Moreover, California produced some of the most well-known serial killers in media, like the Night Stalker, The Golden State Killer, the Manson Family, and the Zodiac Killer. Things have admittedly calmed down in the new millennium — but the state still has a whopping 1507 serial killer deaths per one million inhabitants.
Nevada and California have more than just arid landscapes in common. They also have a very high rate of serial killers operating in the area. The state has had 98 serial murders between the 1900s and 2000s, with 33 of those occurring during the 1980s.
At first glance, this doesn’t seem like a lot. However, when you take the population number into consideration, that amounts to 12.19 serial killer deaths per one million inhabitants.
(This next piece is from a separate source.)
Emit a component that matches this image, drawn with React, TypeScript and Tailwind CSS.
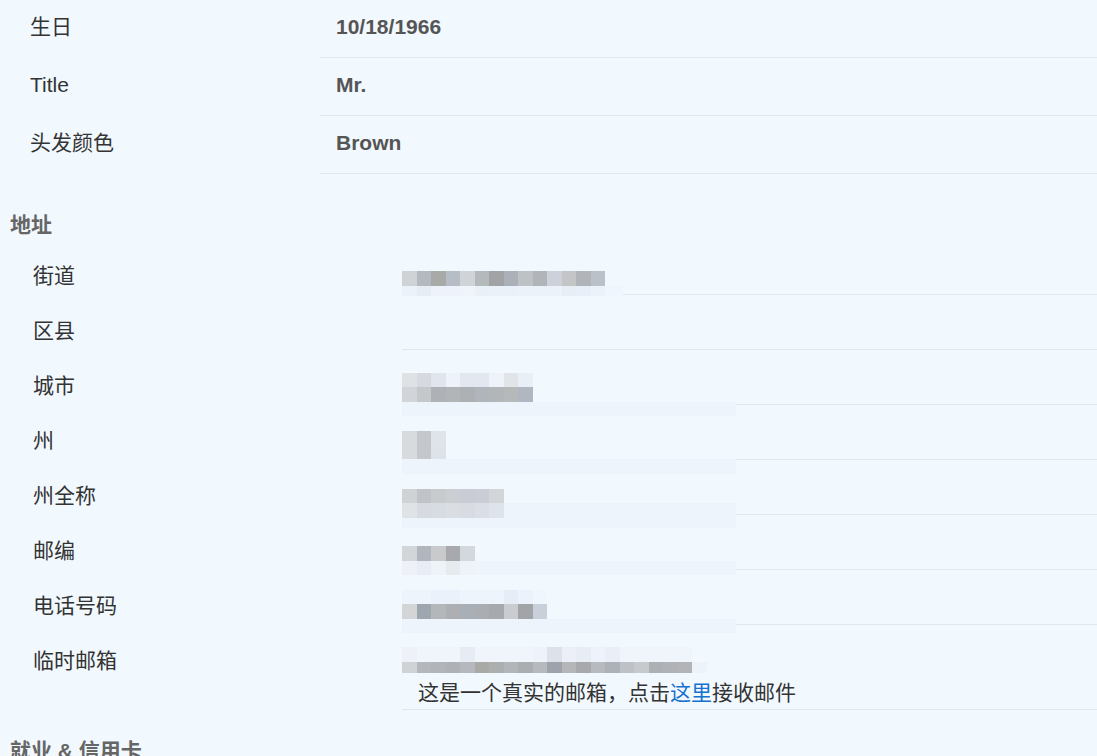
import * as React from "react";

type MRow = { h: number; cells?: string[]; tail?: string };

const F = "#eef4fc"; // faint edge of the blurred pictures

const topRows = [
  { label: "生日", value: "10/18/1966" },
  { label: "Title", value: "Mr." },
  { label: "头发颜色", value: "Brown" },
];

// blurred values, one mosaic per address row
const address: { label: string; top?: number; width?: number; rows?: MRow[] }[] = [
  {
    label: "街道",
    top: 31,
    width: 221,
    rows: [
      {
        h: 15,
        cells: ["#d0d3d6", "#b4b9c0", "#a8aaa8", "#b6bdc4", "#d0d3d8", "#b4babb", "#a2a3a5", "#acb1b9", "#bdc2c4", "#b1b5b9", "#cdd1da", "#c3c5c7", "#b1b4b8", "#bbc1c9"],
      },
      {
        h: 10,
        cells: ["#ecf2fa", "#e6edf5", "#eef3fb", "#eef3fb", "#f0f5fc", "#e9f0f8", "#eaf1f9", "#eaf1f9", "#ebf2fa", "#ebf2fa", "#ebf2fa", "#e7eef6", "#e9eff8", "#ebf2fa"],
        tail: "#eff6fd",
      },
    ],
  },
  { label: "区县" },
  {
    label: "城市",
    top: 23,
    width: 334,
    rows: [
      { h: 14, cells: ["#dfe2e5", "#d6d9e0", "#e1e5ee", "#eef2fa", "#e2e7f0", "#e2e7f0", "#eef3fa", "#e1e5e8", "#e9eff7"] },
      { h: 15, cells: ["#d1d4d8", "#c5c8ca", "#aeb2b6", "#b2b5b8", "#aeb1b3", "#b0b5bc", "#b3b6b8", "#b6b9ba", "#b1b7c0"] },
      { h: 14, tail: F },
    ],
  },
  {
    label: "州",
    top: 26,
    width: 334,
    rows: [
      { h: 15, cells: ["#d8dbde", "#c4c7cb", "#dfe4ea"] },
      { h: 13, cells: ["#d8dbde", "#c4c7cb", "#dee3e9"] },
      { h: 15, tail: F },
    ],
  },
  {
    label: "州全称",
    top: 29,
    width: 334,
    rows: [
      { h: 14, cells: ["#d0d3d6", "#c0c3c7", "#c8cbce", "#cbced2", "#c9ccd4", "#cacdd5", "#d3d6d9"] },
      { h: 15, cells: ["#e0e3e6", "#d7dae1", "#d7dbe2", "#dadee2", "#d8dce2", "#dadee6", "#dfe3ea"], tail: F },
      { h: 10, tail: F },
    ],
  },
  {
    label: "邮编",
    top: 31,
    width: 334,
    rows: [
      { h: 15, cells: ["#d2d6d9", "#b0b5be", "#c9cacc", "#a7a9ae", "#d3d8de"] },
      { h: 14, cells: ["#eef1f8", "#e8ecf4", "#eef2f9", "#e6ebee", "#eef2f9"], tail: F },
    ],
  },
  {
    label: "电话号码",
    top: 20,
    width: 334,
    rows: [
      { h: 14, cells: ["#eef4fc", "#eef4fc", "#ebf1fa", "#ebf1fa", "#eef4fc", "#eef4fc", "#eef4fc", "#e6edf6", "#ebf2fb", "#f0f6fd"] },
      { h: 15, cells: ["#d3d5d7", "#9ea7b0", "#b4b7ba", "#adafb2", "#a8afb7", "#aaaeb3", "#a6a9ae", "#c9cdd1", "#a3a4a7", "#c9d0d9"] },
      { h: 14, tail: F },
    ],
  },
];

const emailRows: MRow[] = [
  {
    h: 15,
    cells: ["#eef1f8", "#f0f5fc", "#f0f5fc", "#f0f5fc", "#e6ebf4", "#f0f5fc", "#f0f5fc", "#f0f5fc", "#f0f5fc", "#eef2fa", "#dde2ea", "#eceff7", "#e8edf5", "#eef2fa", "#e9eef7", "#f0f5fc", "#f0f5fc", "#f0f5fc", "#f0f5fc", "#f0f5fc"],
  },
  {
    h: 11,
    cells: ["#d0d3d6", "#b4b8bd", "#b1b4b9", "#aeb1b6", "#b5b9bf", "#a9aaa6", "#acaeb0", "#b2b6ba", "#aaaeb1", "#b6babf", "#9ea3ab", "#b4b6b8", "#a7a9ad", "#b7bbc0", "#adb2b8", "#bec2c6", "#c6cacc", "#adb0b4", "#afb2b6", "#b2b4b7", "#eef3fa"],
  },
];

const MosaicRows = ({ rows, width }: { rows: MRow[]; width: number }) => (
  <div className="flex flex-col" style={{ width }}>
    {rows.map((r, i) => (
      <div key={i} className="flex" style={{ height: r.h }}>
        {(r.cells || []).map((c, j) => (
          <div key={j} className="w-[14.5px] shrink-0" style={{ background: c }} />
        ))}
        {r.tail && <div className="flex-1" style={{ background: r.tail }} />}
      </div>
    ))}
  </div>
);

export default function App() {
  return (
    <div className="min-h-screen bg-[#f1f8fe] font-['Liberation_Sans','Noto_Sans_CJK_SC',sans-serif] text-[21px] text-[#333] overflow-hidden">
      {/* basic info */}
      <div className="flex flex-col">
        {topRows.map((r) => (
          <div key={r.label} className="flex h-[58px]">
            <div className="flex w-[320px] shrink-0 items-center pb-[4px] pl-[30px]">{r.label}</div>
            <div className="flex flex-1 items-center border-b border-[#e3e6ea] pb-[3px] pl-[16px] font-bold text-[#555]">
              {r.value}
            </div>
          </div>
        ))}
      </div>

      {/* address */}
      <h2 className="pl-[10px] pt-[39px] pb-[3px] text-[21px] leading-[24px] font-bold text-[#666]">地址</h2>
      <div className="flex flex-col">
        {address.map((r) => (
          <div key={r.label} className="flex h-[55px]">
            <div className="w-[402px] shrink-0 pl-[33px] pt-[24px] leading-[24px]">{r.label}</div>
            <div className="relative flex-1 border-b border-[#e3e6ea]">
              {r.rows && (
                <div className="absolute left-0" style={{ top: r.top }}>
                  <MosaicRows rows={r.rows} width={r.width || 334} />
                </div>
              )}
            </div>
          </div>
        ))}
        <div className="flex">
          <div className="w-[402px] shrink-0 pl-[33px] pt-[24px] leading-[24px]">临时邮箱</div>
          <div className="flex-1 border-b border-[#e3e6ea] pt-[22px]">
            <MosaicRows rows={emailRows} width={304} />
            <p className="pl-[16px] pt-[4px] leading-[32px]">
              这是一个真实的邮箱，点击<a className="text-[#1670d0]">这里</a>接收邮件
            </p>
          </div>
        </div>
      </div>

      {/* employment */}
      <h2 className="pl-[10px] pt-[29px] text-[21px] leading-[24px] font-bold text-[#666]">就业 &amp; 信用卡</h2>
    </div>
  );
}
For a place many call the ‘Sunshine state,’ Florida can be surprisingly dark. The area has produced quite a lot of prolific serial killers. Just a few of them include Danny Rolling, also called the Gainesville Ripper; Aileen Wuornos, the most famous serial killer woman; and of course, the universally known and hated Ted Bundy.
While the instance of serial killing has gone down in recent years, the state still has 9.92 serial killer deaths per one million inhabitants. That’s gruesomely fitting for a state Dexter, the fictional serial killer, calls home.
There are many things Louisiana is known for — jazz music, Mardi Gras, diverse cultures, soul food, and serial killing. This beautiful southern state has around 7.36 serial killer deaths per one million inhabitants. Most criminologists believe this is due to the state’s unique climate.
Louisiana’s famous bayous provide serial killers with the perfect dumping grounds for their victims. Then, there’s the humid summer heat, which can definitely affect people’s moods and drive them towards less than savory activities.
Oregon’s natural beauty is the stuff of legend. But the arid landscapes of the wild west, also serve as the perfect dumping ground for serial killers that want to hide their victim’s bodies.
Admittedly, the state has a fairly low crime rate, meaning that it’s generally a safe area to live in. However, it also boasts an unusual number of serial murders. There are over 7.76 serial killer deaths per one million inhabitants in this state.
When you keep that in mind, maybe Oregon isn’t so idyllic after all.
You expect Texas to be synonymous with juicy steaks, cowboys, and the rodeo — not serial murder. Sadly, the area has a shocking amount of serial killers running around. Crime statistics count 6.1 serial killer deaths per one million inhabitants.
That’s definitely something to keep in mind during your next summer road trip to the Lone Star state.
Like Alaska, Illinois is a quaint state you expect to be relatively calm and peaceful. Sadly, the area has quite the dark secret — namely its high rate of serial killers. In the 1970s it was home to the world’s most infamous serial killer clown, John Wayne Gacy.
Thankfully, the state hasn’t produced such an infamous serial murderer in recent years, but it still has 5.00 serial killer victims per 100,000 inhabitants
Washington state is more than just the birthplace of Starbucks — it’s also the place many serial killers call home. The area has spawned some pretty hated names, like the Green River Killer, Gary Ridgeway; and the Spokane Murderer, Robert Lee Yates.
But beyond these despicable individuals, the state also has quite a few serial killers in the new millennium. Statistics show that there are 5.00 serial killer victims per 100,000 inhabitants. While this number is quite low when compared to other entries, it’s still enough for Washington to end up on this list.